Icy Perimeter
Farmer John is going into the ice cream business! He has built a machine that produces blobs of ice cream but unfortunately in somewhat irregular shapes, and he is hoping to optimize the machine to make the shapes produced as output more reasonable.
The configuration of ice cream output by the machine can be described using an n × n grid as follows:
##.... ....#. .#..#. .##### ...### ....##
Each '.' character represents empty space and each '#' character represents a 1 × 1 square cell of ice cream.
Unfortunately, the machine isn't working very well at the moment and might produce multiple disconnected blobs of ice cream (the figure above has two).
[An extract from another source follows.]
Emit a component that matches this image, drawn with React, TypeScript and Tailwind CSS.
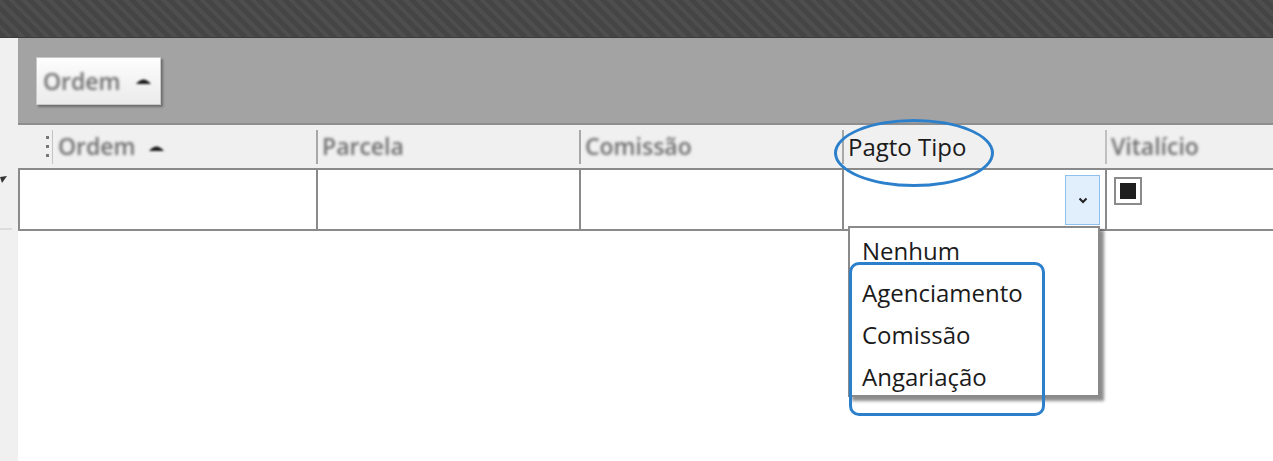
import React from "react";

const blurText = "blur-[1.4px] text-[#6e6e6e] font-semibold";

function Triangle() {
  return (
    <svg width="17" height="8" viewBox="0 0 17 8" className="blur-[0.8px]">
      <path d="M1 7 Q8.5 -2 16 7 Z" fill="#1a1a1a" />
    </svg>
  );
}

export default function App() {
  return (
    <div className="relative w-[1273px] h-[461px] overflow-hidden bg-white font-['Open_Sans',sans-serif] flex flex-col">
      {/* top dark striped bar */}
      <div className="h-[38px] shrink-0 border-b border-[#3c3c3c] bg-[repeating-linear-gradient(45deg,#454545_0px,#454545_5px,#4e4e4e_5px,#4e4e4e_9px)]" />
      <div className="flex flex-1">
        {/* left strip */}
        <div className="w-[18px] shrink-0 bg-[#f0f0f0] flex flex-col">
          <div className="h-[138px]" />
          <div className="h-[8px]">
            <svg width="8" height="8" viewBox="0 0 8 8" className="blur-[0.4px]">
              <path d="M0 1 L7 0 L2 7 Z" fill="#333" />
            </svg>
          </div>
          <div className="h-[44px]" />
          <div className="h-[2px] w-[12px] bg-[#dcdcdc]" />
        </div>
        <div className="flex-1 flex flex-col">
          {/* grey group panel */}
          <div className="h-[87px] bg-[#a3a3a3] border-b-2 border-[#8e8e8e] pl-[18px] pt-[19px]">
            <div className="w-[125px] h-[48px] bg-[linear-gradient(#fdfdfd,#ebebeb)] border border-[#c8c8c8] shadow-[2px_2px_2px_#6f6f6f] flex items-center pl-[6px] gap-[14px]">
              <span className={`text-[23px] ${blurText}`}>Ordem</span>
              <Triangle />
            </div>
          </div>
          {/* header row */}
          <div className="h-[43px] bg-[#f0f0f0] flex items-center text-[23px]">
            <div className="w-[298px] h-full flex items-center pl-[28px]">
              <div className="flex flex-col gap-[6px] blur-[0.4px]">
                <div className="w-[3px] h-[3px] bg-[#777]" />
                <div className="w-[3px] h-[3px] bg-[#777]" />
                <div className="w-[3px] h-[3px] bg-[#777]" />
              </div>
              <div className="w-px h-[34px] bg-[#c4c4c4] ml-[3px]" />
              <span className={`ml-[5px] ${blurText}`}>Ordem</span>
              <span className="ml-[12px] mt-[2px]"><Triangle /></span>
            </div>
            <div className="w-[263px] h-full flex items-center">
              <div className="w-[2px] h-[34px] bg-[#a8a8a8]" />
              <span className={`ml-[4px] ${blurText}`}>Parcela</span>
            </div>
            <div className="w-[263px] h-full flex items-center">
              <div className="w-[2px] h-[34px] bg-[#a8a8a8]" />
              <span className={`ml-[4px] ${blurText}`}>Comissão</span>
            </div>
            <div className="w-[263px] h-full flex items-center">
              <div className="w-[2px] h-[34px] bg-[#a8a8a8]" />
              <span className="ml-[4px] text-[24px] text-[#1b1b1b]">Pagto Tipo</span>
            </div>
            <div className="flex-1 h-full flex items-center">
              <div className="w-[2px] h-[34px] bg-[#c0c0c0]" />
              <span className={`ml-[4px] ${blurText}`}>Vitalício</span>
            </div>
          </div>
          {/* data row */}
          <div className="h-[63px] flex border-y-2 border-l-2 border-[#8a8a8a] bg-white">
            <div className="w-[298px] border-r-2 border-[#8a8a8a]" />
            <div className="w-[263px] border-r-2 border-[#8a8a8a]" />
            <div className="w-[263px] border-r-2 border-[#8a8a8a]" />
            <div className="w-[263px] border-r-2 border-[#8a8a8a] flex justify-end pt-[5px] pr-[5px] pb-[4px]">
              <div className="w-[35px] bg-[#e1eefb] border border-[#8fbfee] flex items-center justify-center">
                <svg width="10" height="7" viewBox="0 0 10 7">
                  <path d="M1.5 1.5 L5 5 L8.5 1.5" fill="none" stroke="#222" strokeWidth="2" />
                </svg>
              </div>
            </div>
            <div className="flex-1 pl-[7px] pt-[7px]">
              <div className="w-[28px] h-[28px] border-2 border-[#8a8a8a] bg-white flex items-center justify-center">
                <div className="w-[16px] h-[16px] bg-[#1f1f1f]" />
              </div>
            </div>
          </div>
        </div>
      </div>

      {/* dropdown list */}
      <div className="absolute left-[848px] top-[226px] w-[252px] h-[171px] bg-white border-2 border-[#8a8a8a] shadow-[4px_4px_3px_rgba(0,0,0,0.45)] flex flex-col pt-[2px] pl-[12px] text-[24px] text-[#1b1b1b] leading-[42px]">
        <span>Nenhum</span>
        <span>Agenciamento</span>
        <span>Comissão</span>
        <span>Angariação</span>
      </div>

      {/* annotations */}
      <div className="absolute left-[834px] top-[119px] w-[160px] h-[68px] rounded-[50%] border-[3px] border-[#2b7fcb]" />
      <div className="absolute left-[849px] top-[262px] w-[196px] h-[154px] rounded-[10px] border-[3px] border-[#2b7fcb]" />
    </div>
  );
}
A blob of ice cream is connected if you can reach any ice cream cell from every other ice cream cell in the blob by repeatedly stepping to adjacent ice cream cells in the north, south, east, and west directions.
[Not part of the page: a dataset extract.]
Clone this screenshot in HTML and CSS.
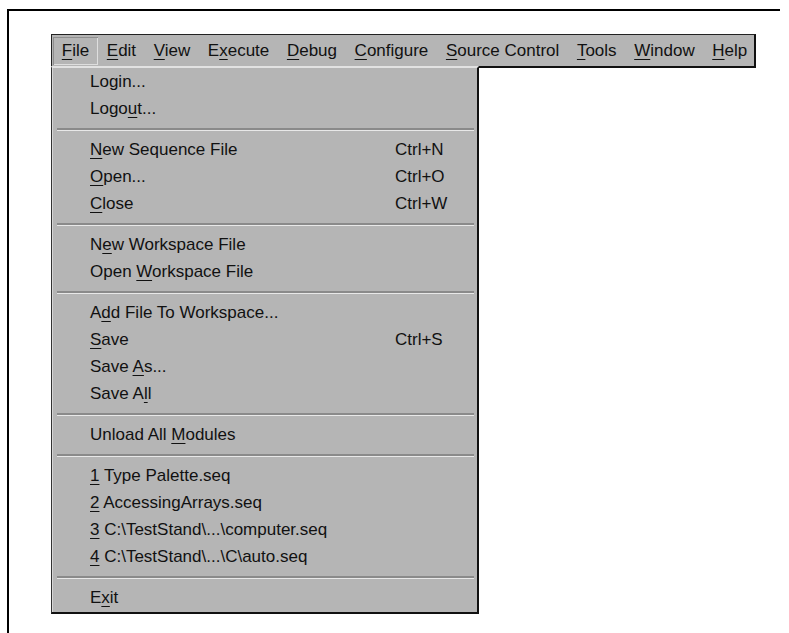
FILE: index.html
```html
<!DOCTYPE html>
<html lang="en">
<head>
<meta charset="utf-8">
<title>File menu</title>
<link rel="stylesheet" href="styles.css">
</head>
<body>
<div class="frame">
  <div class="app">
    <nav class="menubar">
      <span class="menubar-item is-open"><u>F</u>ile</span>
      <span class="menubar-item"><u>E</u>dit</span>
      <span class="menubar-item"><u>V</u>iew</span>
      <span class="menubar-item">E<u>x</u>ecute</span>
      <span class="menubar-item"><u>D</u>ebug</span>
      <span class="menubar-item"><u>C</u>onfigure</span>
      <span class="menubar-item"><u>S</u>ource Control</span>
      <span class="menubar-item"><u>T</u>ools</span>
      <span class="menubar-item"><u>W</u>indow</span>
      <span class="menubar-item"><u>H</u>elp</span>
    </nav>
    <div class="dropdown">
      <div class="item"><span class="label">Login...</span></div>
      <div class="item"><span class="label">Logo<u>u</u>t...</span></div>
      <div class="sep"></div>
      <div class="item"><span class="label"><u>N</u>ew Sequence File</span><span class="key">Ctrl+N</span></div>
      <div class="item"><span class="label"><u>O</u>pen...</span><span class="key">Ctrl+O</span></div>
      <div class="item"><span class="label"><u>C</u>lose</span><span class="key">Ctrl+W</span></div>
      <div class="sep"></div>
      <div class="item"><span class="label">N<u>e</u>w Workspace File</span></div>
      <div class="item"><span class="label">Open <u>W</u>orkspace File</span></div>
      <div class="sep"></div>
      <div class="item"><span class="label">A<u>d</u>d File To Workspace...</span></div>
      <div class="item"><span class="label"><u>S</u>ave</span><span class="key">Ctrl+S</span></div>
      <div class="item"><span class="label">Save <u>A</u>s...</span></div>
      <div class="item"><span class="label">Save A<u>l</u>l</span></div>
      <div class="sep"></div>
      <div class="item"><span class="label">Unload All <u>M</u>odules</span></div>
      <div class="sep"></div>
      <div class="item"><span class="label"><u>1</u> Type Palette.seq</span></div>
      <div class="item"><span class="label"><u>2</u> AccessingArrays.seq</span></div>
      <div class="item"><span class="label"><u>3</u> C:\TestStand\...\computer.seq</span></div>
      <div class="item"><span class="label"><u>4</u> C:\TestStand\...\C\auto.seq</span></div>
      <div class="sep"></div>
      <div class="item"><span class="label">E<u>x</u>it</span></div>
    </div>
  </div>
</div>
</body>
</html>
```

FILE: styles.css
```css
html, body {
  margin: 0;
  background: #fff;
}

body {
  font-family: "Liberation Sans", Arial, sans-serif;
  font-size: 17px;
  color: #111;
}

u {
  text-decoration: underline;
  text-decoration-thickness: 1px;
  text-underline-offset: 3px;
}

/* outer page frame: only the top and left rules are visible */
.frame {
  box-sizing: border-box;
  margin: 9px 0 0 7px;
  width: 773px;
  height: 624px;
  border-top: 2px solid #000;
  border-left: 2px solid #000;
  padding: 23px 0 0 42px;
}

.app {
  position: relative;
  display: inline-block;
}

/* menu bar */
.menubar {
  display: flex;
  box-sizing: border-box;
  height: 34px;
  background: #b5b5b5;
  border: 1px solid #222;
  border-right: 2px solid #111;
  border-bottom: 2px solid #111;
  padding: 1px 0 0 1px;
  align-items: center;
}

.menubar-item {
  white-space: nowrap;
  line-height: 28px;
  padding: 0 8.8px;
}

.menubar-item:last-child {
  padding-right: 7px;
}

/* the open menu's title sits in a sunken box */
.menubar-item.is-open {
  box-shadow: inset 1px 1px 0 #8e8e8e, inset -1px -1px 0 #dedede;
}

/* drop-down File menu */
.dropdown {
  position: absolute;
  left: 0;
  top: 32px;
  box-sizing: border-box;
  width: 428px;
  background: #b5b5b5;
  border-top: 2px solid #e2e2e2;
  border-left: 1px solid #333;
  border-right: 2px solid #111;
  border-bottom: 2px solid #111;
  box-shadow: inset 1px 0 0 #d6d6d6;
  padding: 0 0 1px;
}

.item {
  display: grid;
  grid-template-columns: 305px auto;
  align-items: center;
  height: 27px;
  padding-left: 38px;
  white-space: nowrap;
}

.sep {
  height: 14px;
  margin: 0 3px 0 5px;
  display: flex;
  flex-direction: column;
  justify-content: center;
}

.sep::before {
  content: "";
  display: block;
  height: 2px;
  background: #8a8a8a;
}

.sep::after {
  content: "";
  display: block;
  height: 1px;
  background: #e8e8e8;
}
```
Farmer John would like to find the area and perimeter of the blob of ice cream having the largest area. The area of a blob is just the number of '#' characters that are part of the blob. If multiple blobs tie for the largest area, he wants to know the smallest perimeter among them. In the figure above, the smaller blob has area 2 and perimeter 6, and the larger blob has area 13 and perimeter 22.
Note that a blob could have a "hole" in the middle of it (empty space surrounded by ice cream). If so, the boundary with the hole also counts towards the perimeter of the blob. Blobs can also appear nested within other blobs, in which case they are treated as separate blobs. For example, this case has a blob of area 1 nested within a blob of area 16:
##### #...# #.#.# #...# #####
Knowing both the area and perimeter of a blob of ice cream is important, since Farmer John ultimately wants to minimize the ratio of perimeter to area, a quantity he calls the icyperimetric measure of his ice cream. When this ratio is small, the ice cream melts slower, since it has less surface area relative to its mass.
Input
The first line contains n (1 ≤ n ≤ 1000), and the next n lines describe the output of the machine. At least one '#' character will be present.
Output
Print one line containing two integers, the first being the area of the largest blob, and the second being its perimeter. If multiple blobs are tied for largest area, print the information for whichever of these has the smallest perimeter.